Random Ramblings: It is my Duty to Inform you that…

The other day I was sitting in the outdoor setting of a restaurant, and unexpectedly a girl wafts past with the back of her dress tucked in to her underpants. There she was, strutting about with a pal, unbeknown to her that she was exposing her knickers to the line of flabbergasted diners in the restaurants down the street. Obviously her friend didn’t notice, and it probably wouldn’t be until she discovered a full length mirror that she’d become acquainted with her dress ‘n’ underwear malfunction, although it was mainly just her polka dot undies on show. Even after she had moved way past my line of vision, I couldn’t stop fretting over whether I should’ve done her the favour of running up to her and conveying the situation to her, or inconspicuously brushing past her whilst pulling down the dress without managing to look remotely creepy, or to simply continue chewing on my dumplings and hoping she’ll realise sooner rather than later. And if I had the guts to tell her, what would I say? ‘Um hi, sorry but myself and everyone else is seeing a lot more cheek than you’d probably be comfortable with.’?

This led me to place myself in her shoes and ask: what would I want? If a stranger walked up to me and informed me of my accident, I would probably walk away quickly and feel positively humiliated. However if I discovered the surprise at the end of the day, I’d crawl into a hole and endlessly imagine random passer-by’s reactions and revel in my own painful ignorance, which is ultimately the more torturous solution.

What about the classic spinach in your teeth business? It’s naturally mortifying, but you would want someone to inform you of it so it saves you any future embarrassment.  That also includes the lipstick on the teeth/food on chin/unknowingly flirting with your good friend’s ex scenario etc. And to be honest, I’d prefer that someone would have the directness to tell me, no matter how brutal.

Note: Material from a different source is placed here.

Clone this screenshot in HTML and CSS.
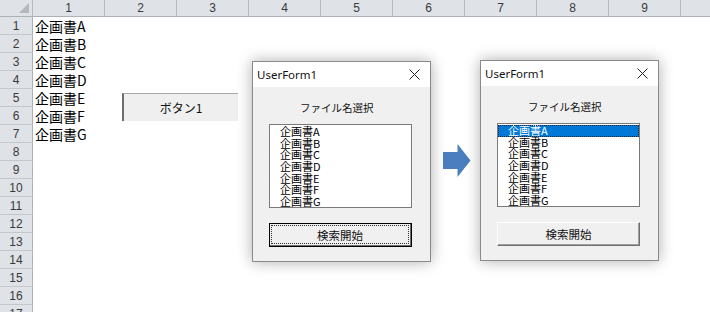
FILE: index.html
```html
<!DOCTYPE html>
<html lang="ja">
<head>
<meta charset="utf-8">
<link rel="stylesheet" href="styles.css">
</head>
<body>
<div class="sheet">
  <div class="hrow">
    <div class="corner"></div>
    <div class="ch">1</div><div class="ch">2</div><div class="ch">3</div><div class="ch">4</div><div class="ch">5</div>
    <div class="ch">6</div><div class="ch">7</div><div class="ch">8</div><div class="ch">9</div><div class="ch">10</div>
  </div>
  <div class="row"><div class="rh">1</div><div class="cell">企画書A</div></div>
  <div class="row"><div class="rh">2</div><div class="cell">企画書B</div></div>
  <div class="row"><div class="rh">3</div><div class="cell">企画書C</div></div>
  <div class="row"><div class="rh">4</div><div class="cell">企画書D</div></div>
  <div class="row"><div class="rh">5</div><div class="cell">企画書E</div></div>
  <div class="row"><div class="rh">6</div><div class="cell">企画書F</div></div>
  <div class="row"><div class="rh">7</div><div class="cell">企画書G</div></div>
  <div class="row"><div class="rh">8</div><div class="cell"></div></div>
  <div class="row"><div class="rh">9</div><div class="cell"></div></div>
  <div class="row"><div class="rh">10</div><div class="cell"></div></div>
  <div class="row"><div class="rh">11</div><div class="cell"></div></div>
  <div class="row"><div class="rh">12</div><div class="cell"></div></div>
  <div class="row"><div class="rh">13</div><div class="cell"></div></div>
  <div class="row"><div class="rh">14</div><div class="cell"></div></div>
  <div class="row"><div class="rh">15</div><div class="cell"></div></div>
  <div class="row"><div class="rh">16</div><div class="cell"></div></div>
  <div class="row"><div class="rh">17</div><div class="cell"></div></div>
</div>

<div class="xlbtn">ボタン1</div>

<div class="form form-left">
  <div class="titlebar">
    <span class="title">UserForm1</span>
    <svg class="close" width="11" height="11" viewBox="0 0 11 11"><path d="M0.5 0.5 L10.5 10.5 M10.5 0.5 L0.5 10.5" stroke="#222" stroke-width="1" fill="none"/></svg>
  </div>
  <div class="fbody">
    <div class="label">ファイル名選択</div>
    <div class="listbox">
      <div class="item">企画書A</div>
      <div class="item">企画書B</div>
      <div class="item">企画書C</div>
      <div class="item">企画書D</div>
      <div class="item">企画書E</div>
      <div class="item">企画書F</div>
      <div class="item">企画書G</div>
    </div>
    <div class="cmd cmd-focus"><span class="cmd-inner">検索開始</span></div>
  </div>
</div>

<svg class="arrow" width="28" height="34" viewBox="0 0 28 34"><polygon points="0,8 14.5,8 14.5,0 27.5,16.5 14.5,33 14.5,25 0,25" fill="#4a7ebf"/></svg>

<div class="form form-right">
  <div class="titlebar">
    <span class="title">UserForm1</span>
    <svg class="close" width="11" height="11" viewBox="0 0 11 11"><path d="M0.5 0.5 L10.5 10.5 M10.5 0.5 L0.5 10.5" stroke="#222" stroke-width="1" fill="none"/></svg>
  </div>
  <div class="fbody">
    <div class="label">ファイル名選択</div>
    <div class="listbox">
      <div class="item selected">企画書A</div>
      <div class="item">企画書B</div>
      <div class="item">企画書C</div>
      <div class="item">企画書D</div>
      <div class="item">企画書E</div>
      <div class="item">企画書F</div>
      <div class="item">企画書G</div>
    </div>
    <div class="cmd cmd-plain"><span class="cmd-inner">検索開始</span></div>
  </div>
</div>
</body>
</html>
```

FILE: styles.css
```css
html, body {
  margin: 0;
  padding: 0;
  background: #ffffff;
  overflow: hidden;
  width: 710px;
  height: 312px;
}
body {
  position: relative;
  font-family: "Noto Sans CJK JP", "Liberation Sans", sans-serif;
}
.sheet {
  display: flex;
  flex-direction: column;
}
.hrow {
  display: flex;
  height: 17px;
  background: #dfe2e6;
  border-bottom: 1px solid #acb1b7;
  box-sizing: border-box;
}
.corner {
  width: 33px;
  flex: none;
  box-sizing: border-box;
  border-right: 1px solid #b8bcc2;
  display: flex;
  justify-content: flex-end;
  align-items: flex-end;
  padding: 0 3px 3px 0;
}
.corner::after {
  content: "";
  width: 10px;
  height: 10px;
  background: #b4b8be;
  clip-path: polygon(100% 0, 100% 100%, 0 100%);
}
.ch {
  width: 72px;
  flex: none;
  box-sizing: border-box;
  border-right: 1px solid #b8bcc2;
  text-align: center;
  font-family: "Liberation Sans", sans-serif;
  font-size: 12px;
  line-height: 16px;
  color: #3a3a3a;
}
.row {
  display: flex;
  height: 18px;
}
.rh {
  width: 33px;
  flex: none;
  box-sizing: border-box;
  background: #dfe2e6;
  border-right: 1px solid #acb1b7;
  border-bottom: 1px solid #c3c7cc;
  text-align: center;
  font-family: "Liberation Sans", sans-serif;
  font-size: 12px;
  line-height: 18px;
  color: #3a3a3a;
}
.cell {
  padding-left: 2px;
  font-size: 14px;
  line-height: 18px;
  color: #000;
  white-space: nowrap;
}

/* Excel form button */
.xlbtn {
  position: absolute;
  left: 122px;
  top: 93px;
  width: 116px;
  height: 28px;
  box-sizing: border-box;
  background: #efefef;
  border-left: 2px solid #6e6e6e;
  border-top: 1px solid #a8a8a8;
  display: flex;
  align-items: center;
  justify-content: center;
  font-size: 12px;
  color: #111;
  padding-bottom: 1px;
}

/* UserForm windows */
.form {
  position: absolute;
  width: 179px;
  height: 201px;
  box-sizing: border-box;
  border: 1px solid #8a8a8a;
  background: #f0f0f0;
  box-shadow: 0 0 14px rgba(0, 0, 0, 0.32);
  display: flex;
  flex-direction: column;
}
.form-left { left: 252px; top: 61px; }
.form-right { left: 480px; top: 60px; }
.titlebar {
  height: 25px;
  flex: none;
  background: #ffffff;
  display: flex;
  align-items: center;
  justify-content: space-between;
  padding: 0 10px 0 4px;
}
.title {
  font-family: "Noto Sans", "Liberation Sans", sans-serif;
  font-size: 11.5px;
  color: #111;
}
.close { display: block; }
.fbody {
  display: flex;
  flex-direction: column;
  padding: 14px 18px 0 16px;
}
.label {
  height: 14px;
  padding-left: 31px;
  font-size: 10.5px;
  line-height: 14px;
  color: #111;
  white-space: nowrap;
}
.listbox {
  margin-top: 9px;
  height: 84px;
  box-sizing: border-box;
  border: 1px solid #7a7a7a;
  background: #ffffff;
  padding-top: 1px;
  display: flex;
  flex-direction: column;
}
.item {
  height: 11.7px;
  padding-left: 10px;
  font-size: 11px;
  line-height: 11.7px;
  color: #000;
  white-space: nowrap;
  box-sizing: border-box;
}
.item.selected {
  background: #0078d7;
  color: #ffffff;
  outline: 1px dotted #222;
  outline-offset: -1px;
}
.cmd {
  margin-top: 15px;
  height: 24px;
  box-sizing: border-box;
  background: #f0f0f0;
  display: flex;
  font-size: 11.5px;
  color: #111;
}
.cmd-inner {
  flex: 1;
  display: flex;
  align-items: center;
  justify-content: center;
}
.cmd-focus {
  border: 1px solid #000;
  padding: 1px 2px 2px 1px;
  box-shadow: inset -1px -1px 0 #6f6f6f;
}
.cmd-focus .cmd-inner {
  border: 1px dotted #333;
}
.cmd-plain {
  border-top: 1px solid #fdfdfd;
  border-left: 1px solid #fdfdfd;
  border-right: 1px solid #6f6f6f;
  border-bottom: 1px solid #6f6f6f;
  box-shadow: inset -1px -1px 0 #a0a0a0;
}

.arrow {
  position: absolute;
  left: 443px;
  top: 144px;
}
```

So is it our unspoken duty to make a person aware of their prominently apparent physical mishap? And if we are describing something that makes a person appear worse or reasonably awkward looking, then doesn’t notifying them of their hideous clothing combination become automatically included? Or is it exempted because it was that person’s decision and would possibly hurt their feelings, no matter how eye-scorching the junners look was/will always be? There is no doubt that there are people out there who ain’t got a clue of how to dress, which is why stylists are so in demand. So within this theory of duty, it would be common courtesy to give a stranger a little piece of constructive criticism that will see them moving on to a much better place in the fashion world, right? Wrong, unfortunately. It is mildly offensive and inappropriate because it begins to cross the line, the line which is so faint that you have to ramble on and compare various scenarios in order to come up for a solution to a girl-behind-display situation.

I had my own situation when a random lady called me love and told me that my top button to my dress was undone. It was no mistake that it had been left undone, and I kind of mumbled a ‘right…thanks’ and turned away. If theoretically speaking it was part of the duty theory and she believed that it was a mistake or was causing offence to myself or others, (don’t be swayed, it was completely respectable looking) THAT was the line crossed, because a stranger shouldn’t automatically go around making assumptions. I’m sure that random lady was lovely and was only looking out for my wellbeing, but unless it is something that is undeniably necessary to communicate, it is none of your business. 

That top button was undone for a reason, and maybe people think that panda eyes looks great on them and that junners are cool. But I don’t think that girl meant to display her knickers to the world. I hope everything went well for her.